Besonderes Lob vom Betriebsratschef bekam der Vorstand für seine Zusage, an der Ausbildung nicht zu rütteln. „ZF kommt damit weiterhin ihrer gesellschaftspolitischen Verpflichtung nach“, kommentierte Dietrich. Sein Kollege Franz Josef Müller, der den Betriebsrat für den Bereich Z leitet, in dem vor allem Entwickler und Mitarbeiter der Konzernzentrale arbeiten, richtet sein Augenmerk auf die rund 300 befristet Beschäftigten am Standort Friedrichshafen. „Wir kämpfen dafür, dass sie an Bord der ZF bleibt“, sagte er der „Schwäbischen Zeitung“, schränkte aber ein: „Leider ist hier unser Hebel sehr kurz.“
Lob für die Vereinbarung kam auch von Andreas Moser, Leiter der in Friedrichshafen beheimateten ZFDivision Nutzfahrzeugtechnik: Sie gebe „den Beschäftigten Sicherheit und uns die nötige Flexibilität, unsere Kapazitäten schnell und sozialverträglich an die veränderte Marktlage anzupassen. Und sie gibt uns die nötige Zeit, um für die langfristige Ausrichtung der Nutzfahrzeugtechnik am Standort Friedrichshafen gemeinsam neue Perspektiven
zu entwickeln. Diesen Weg haben wir bereits eingeschlagen, jetzt wollen wir ihn auf Basis der bereits erarbeiteten Konzepte mit neuen Ideen und unserer Anpassungsbereitschaft
an das, was der Markt verlangt, weitergehen.“
Andreas Brand, Oberbürgermeister der Stadt Friedrichshafen, Mitglied im ZF-Aufsichtsrat und Vertreter
des Hauptgesellschafters, der Zeppelin-Stiftung, sagte: „Es gehört zum Selbstverständnis von ZF, dass sie gemeinsam mit den Arbeitnehmervertretern nach Lösungen sucht und gemeinsam den sogenannten ZF-Weg geht. Die vereinbarten Maßnahmen zeugen davon, dass dieses Prinzip, der ZF-Weg, auch in dieser Krise gilt.“
Die Jobs in Friedrichshafen waren schon vor Abschluss des „Tarifvertrags Transformation“durch die Standort- und Beschäftigungssicherung aus dem Jahr 2016 bis Ende 2022 gesichert. Weil die weiterhin in Kraft ist, steht der Konzern auch weiter in der Pflicht, 600 Millionen Euro in den Umbau der Werke am Bodensee zu stecken. Ein Teil des Geldes ist schon zum Beispiel in Maschinen für neue Produkte wie den elektrischen Zentralantrieb Cetrax oder Powerline, ein Automatikgetriebe für mittelschwere Lastwagen und Pick-ups, geflossen. Wie viel von den 600 Millionen schon investiert sind und wohin der Rest fließen soll, dazu gab es am Freitag allerdings uch auf Nachfrage von ZF keine konkreten Auskünfte.

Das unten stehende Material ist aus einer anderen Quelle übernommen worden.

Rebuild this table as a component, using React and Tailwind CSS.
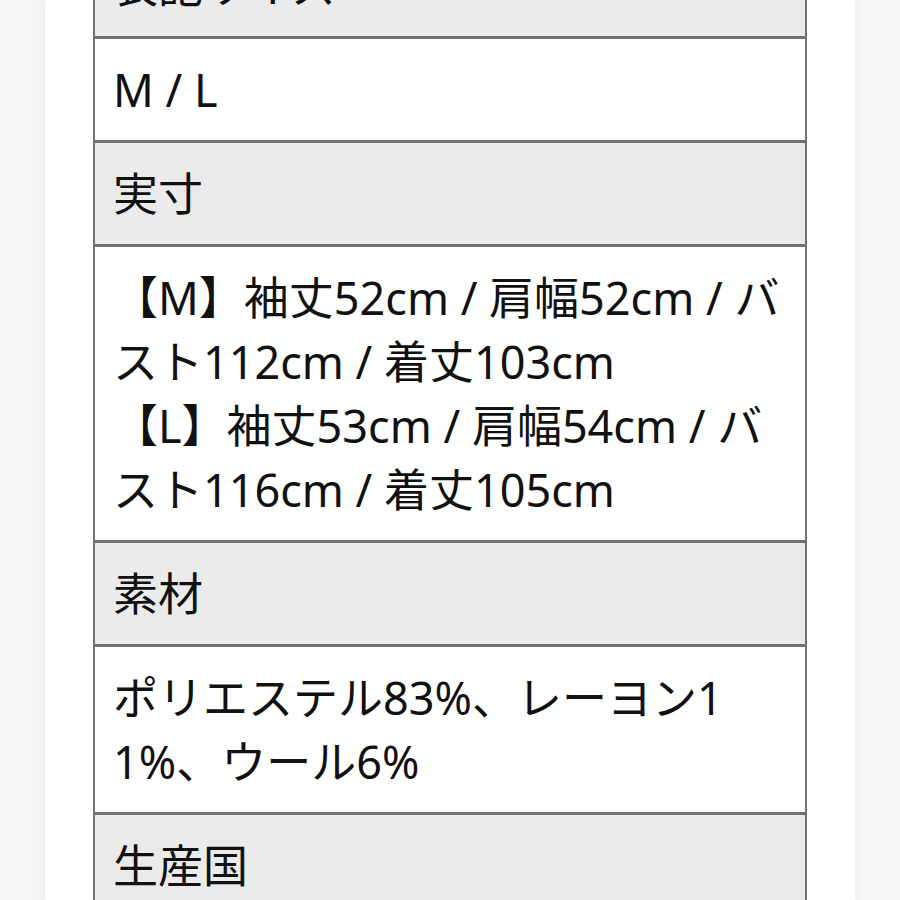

Was nach 2022 in Friedrichshafen und den anderen deutschen Standorten, an denen 50 000 Menschen beschäftigt sind, passiert, wird erst in den kommenden Monaten entscheiden. Die Standortleitungen werden sich mit den örtlichen Arbeitnehmervertretern zusammensetzen und sich laut ZF „auf Basis der jetzt getroffenen Regelungen über die Themen Kapazitätsanpassung und zukünftige Ausrichtung der Standorte verständigen“.